Task brief: Search the material for the string "styles", then report how many lines hold it, with no other text.

** begin Provided data **

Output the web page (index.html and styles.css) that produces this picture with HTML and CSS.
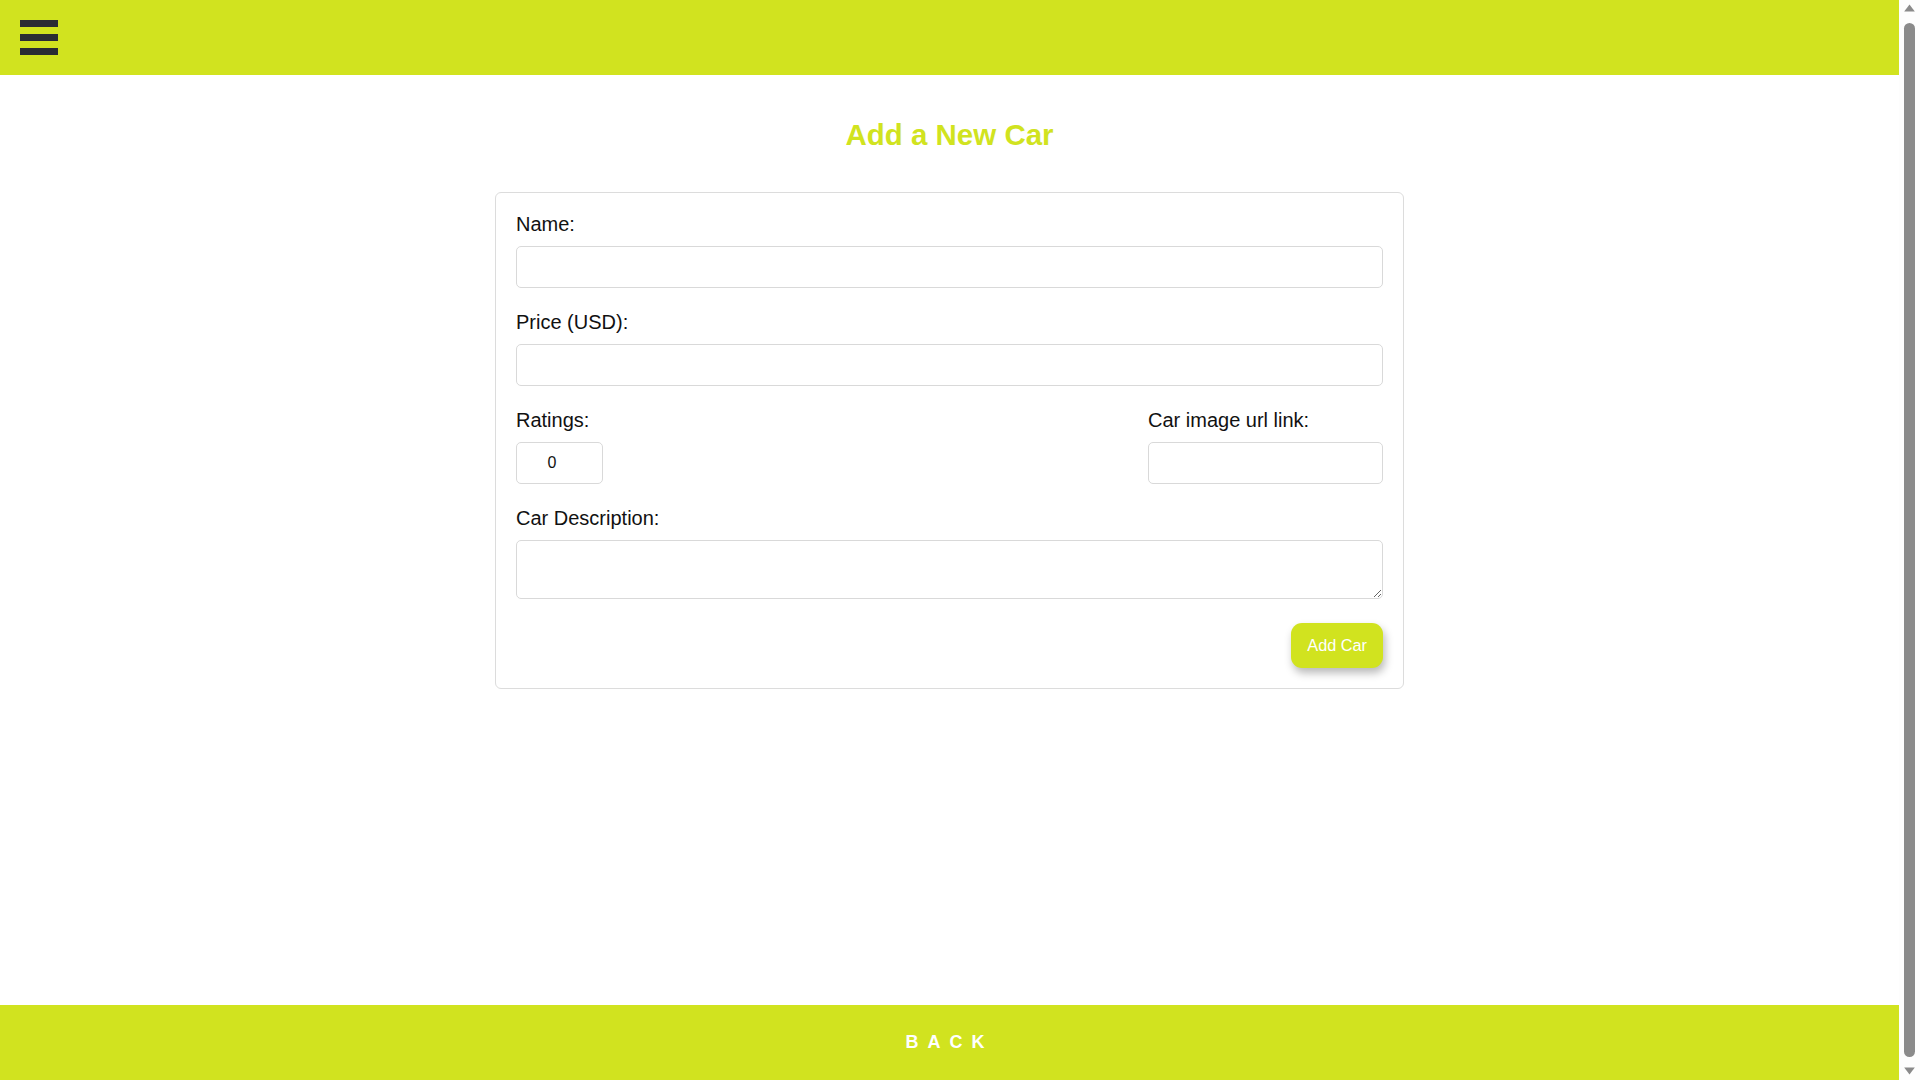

** end Provided data **
** begin Provided data **

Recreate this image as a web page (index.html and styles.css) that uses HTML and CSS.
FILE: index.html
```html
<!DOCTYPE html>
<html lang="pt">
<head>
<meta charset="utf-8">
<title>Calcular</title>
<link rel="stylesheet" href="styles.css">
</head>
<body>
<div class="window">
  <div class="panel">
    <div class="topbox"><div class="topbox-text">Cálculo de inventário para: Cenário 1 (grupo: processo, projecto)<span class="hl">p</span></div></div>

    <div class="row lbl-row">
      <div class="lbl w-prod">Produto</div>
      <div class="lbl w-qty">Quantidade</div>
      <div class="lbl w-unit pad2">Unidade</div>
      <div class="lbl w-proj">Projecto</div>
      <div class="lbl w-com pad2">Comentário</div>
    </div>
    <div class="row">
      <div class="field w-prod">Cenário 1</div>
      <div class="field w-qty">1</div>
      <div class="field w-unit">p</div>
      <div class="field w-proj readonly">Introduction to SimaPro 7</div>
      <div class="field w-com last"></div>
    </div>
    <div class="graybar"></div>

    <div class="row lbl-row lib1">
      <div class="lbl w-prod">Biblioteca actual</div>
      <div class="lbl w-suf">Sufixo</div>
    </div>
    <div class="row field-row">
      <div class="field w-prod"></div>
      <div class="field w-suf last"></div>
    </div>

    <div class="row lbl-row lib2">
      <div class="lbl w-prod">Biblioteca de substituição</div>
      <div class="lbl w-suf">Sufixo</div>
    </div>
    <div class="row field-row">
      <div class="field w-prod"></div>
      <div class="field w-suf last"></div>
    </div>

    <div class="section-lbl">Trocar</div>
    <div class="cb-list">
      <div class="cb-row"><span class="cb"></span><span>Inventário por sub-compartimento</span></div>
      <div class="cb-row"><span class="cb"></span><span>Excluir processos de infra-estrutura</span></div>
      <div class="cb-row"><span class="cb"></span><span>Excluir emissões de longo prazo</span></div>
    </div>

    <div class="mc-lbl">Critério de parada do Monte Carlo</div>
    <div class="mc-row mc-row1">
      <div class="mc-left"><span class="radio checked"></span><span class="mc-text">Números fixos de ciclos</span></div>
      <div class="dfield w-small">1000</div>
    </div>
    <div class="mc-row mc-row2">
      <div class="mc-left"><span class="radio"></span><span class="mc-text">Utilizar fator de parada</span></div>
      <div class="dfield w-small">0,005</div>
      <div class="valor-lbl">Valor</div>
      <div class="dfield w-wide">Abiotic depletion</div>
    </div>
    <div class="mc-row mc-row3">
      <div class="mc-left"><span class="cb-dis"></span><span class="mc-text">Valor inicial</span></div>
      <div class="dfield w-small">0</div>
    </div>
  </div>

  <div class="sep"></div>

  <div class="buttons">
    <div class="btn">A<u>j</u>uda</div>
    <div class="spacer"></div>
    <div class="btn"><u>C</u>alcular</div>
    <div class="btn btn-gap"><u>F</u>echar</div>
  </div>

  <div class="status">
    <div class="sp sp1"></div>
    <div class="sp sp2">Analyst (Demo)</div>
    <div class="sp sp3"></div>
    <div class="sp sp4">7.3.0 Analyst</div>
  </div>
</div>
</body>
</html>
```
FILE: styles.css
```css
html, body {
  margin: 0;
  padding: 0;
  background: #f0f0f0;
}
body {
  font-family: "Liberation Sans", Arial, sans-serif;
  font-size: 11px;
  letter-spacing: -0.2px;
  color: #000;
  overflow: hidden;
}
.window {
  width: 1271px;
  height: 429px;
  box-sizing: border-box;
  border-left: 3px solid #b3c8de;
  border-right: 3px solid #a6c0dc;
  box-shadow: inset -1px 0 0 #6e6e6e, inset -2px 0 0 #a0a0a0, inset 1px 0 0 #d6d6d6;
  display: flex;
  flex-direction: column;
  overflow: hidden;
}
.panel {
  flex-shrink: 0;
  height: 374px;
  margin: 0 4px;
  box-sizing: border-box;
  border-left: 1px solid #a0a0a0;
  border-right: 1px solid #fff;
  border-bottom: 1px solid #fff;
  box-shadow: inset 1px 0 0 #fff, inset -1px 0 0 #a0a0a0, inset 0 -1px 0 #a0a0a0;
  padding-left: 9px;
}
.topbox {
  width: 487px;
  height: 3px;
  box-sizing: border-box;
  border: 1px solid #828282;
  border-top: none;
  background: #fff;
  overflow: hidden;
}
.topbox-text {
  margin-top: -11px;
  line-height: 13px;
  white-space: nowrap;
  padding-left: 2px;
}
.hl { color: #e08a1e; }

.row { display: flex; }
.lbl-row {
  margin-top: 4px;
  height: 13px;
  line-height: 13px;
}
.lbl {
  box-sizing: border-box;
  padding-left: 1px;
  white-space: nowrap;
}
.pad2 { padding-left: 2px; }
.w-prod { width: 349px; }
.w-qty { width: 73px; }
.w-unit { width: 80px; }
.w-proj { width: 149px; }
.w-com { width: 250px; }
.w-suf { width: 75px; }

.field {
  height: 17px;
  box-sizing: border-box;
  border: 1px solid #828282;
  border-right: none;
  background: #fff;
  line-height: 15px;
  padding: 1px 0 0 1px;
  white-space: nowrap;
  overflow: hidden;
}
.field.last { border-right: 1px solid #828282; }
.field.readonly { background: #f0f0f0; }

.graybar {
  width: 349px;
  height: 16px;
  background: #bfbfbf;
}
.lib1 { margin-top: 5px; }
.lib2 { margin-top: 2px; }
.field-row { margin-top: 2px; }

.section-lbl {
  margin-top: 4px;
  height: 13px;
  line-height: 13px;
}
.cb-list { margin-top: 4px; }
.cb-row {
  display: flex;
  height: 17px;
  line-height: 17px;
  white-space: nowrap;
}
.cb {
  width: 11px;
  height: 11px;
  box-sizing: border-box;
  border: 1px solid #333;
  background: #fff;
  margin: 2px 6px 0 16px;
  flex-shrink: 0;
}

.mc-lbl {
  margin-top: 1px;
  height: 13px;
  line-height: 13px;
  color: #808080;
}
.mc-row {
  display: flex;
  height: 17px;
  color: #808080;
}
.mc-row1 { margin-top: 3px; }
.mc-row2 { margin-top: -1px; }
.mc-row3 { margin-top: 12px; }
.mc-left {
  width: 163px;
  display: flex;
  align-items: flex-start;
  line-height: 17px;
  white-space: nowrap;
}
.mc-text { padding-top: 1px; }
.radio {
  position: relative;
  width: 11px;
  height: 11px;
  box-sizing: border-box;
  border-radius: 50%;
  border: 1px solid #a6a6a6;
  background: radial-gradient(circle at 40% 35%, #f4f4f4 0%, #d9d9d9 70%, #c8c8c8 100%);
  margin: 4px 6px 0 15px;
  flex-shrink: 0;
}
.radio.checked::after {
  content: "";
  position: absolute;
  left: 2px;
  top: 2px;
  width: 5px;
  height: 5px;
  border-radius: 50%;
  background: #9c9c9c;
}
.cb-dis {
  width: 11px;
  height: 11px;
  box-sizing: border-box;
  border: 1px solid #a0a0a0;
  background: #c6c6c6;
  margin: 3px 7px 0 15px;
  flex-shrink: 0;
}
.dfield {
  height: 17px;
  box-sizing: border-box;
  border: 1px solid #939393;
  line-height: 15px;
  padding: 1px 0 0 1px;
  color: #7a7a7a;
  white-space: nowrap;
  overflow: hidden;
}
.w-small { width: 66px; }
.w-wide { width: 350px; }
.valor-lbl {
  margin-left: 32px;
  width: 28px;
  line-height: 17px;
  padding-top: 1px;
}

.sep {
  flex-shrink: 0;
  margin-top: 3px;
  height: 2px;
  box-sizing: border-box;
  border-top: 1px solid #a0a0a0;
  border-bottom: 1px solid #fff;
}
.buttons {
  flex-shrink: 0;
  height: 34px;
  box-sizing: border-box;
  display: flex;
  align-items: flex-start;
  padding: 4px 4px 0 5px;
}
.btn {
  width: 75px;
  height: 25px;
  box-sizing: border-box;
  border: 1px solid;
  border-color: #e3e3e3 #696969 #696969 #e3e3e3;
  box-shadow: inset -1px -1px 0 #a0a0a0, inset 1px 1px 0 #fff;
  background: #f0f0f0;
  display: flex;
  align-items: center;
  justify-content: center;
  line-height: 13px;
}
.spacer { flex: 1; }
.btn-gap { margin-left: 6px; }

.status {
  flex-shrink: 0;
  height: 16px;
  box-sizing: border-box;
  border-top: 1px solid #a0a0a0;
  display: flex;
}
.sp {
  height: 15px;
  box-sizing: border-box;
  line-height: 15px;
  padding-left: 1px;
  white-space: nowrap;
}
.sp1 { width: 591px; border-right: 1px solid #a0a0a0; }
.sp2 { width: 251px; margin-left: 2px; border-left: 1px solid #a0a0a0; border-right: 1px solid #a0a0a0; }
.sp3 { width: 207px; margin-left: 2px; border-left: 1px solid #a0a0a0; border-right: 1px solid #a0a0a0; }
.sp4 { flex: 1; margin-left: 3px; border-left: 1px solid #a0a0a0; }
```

** end Provided data **

In response: 4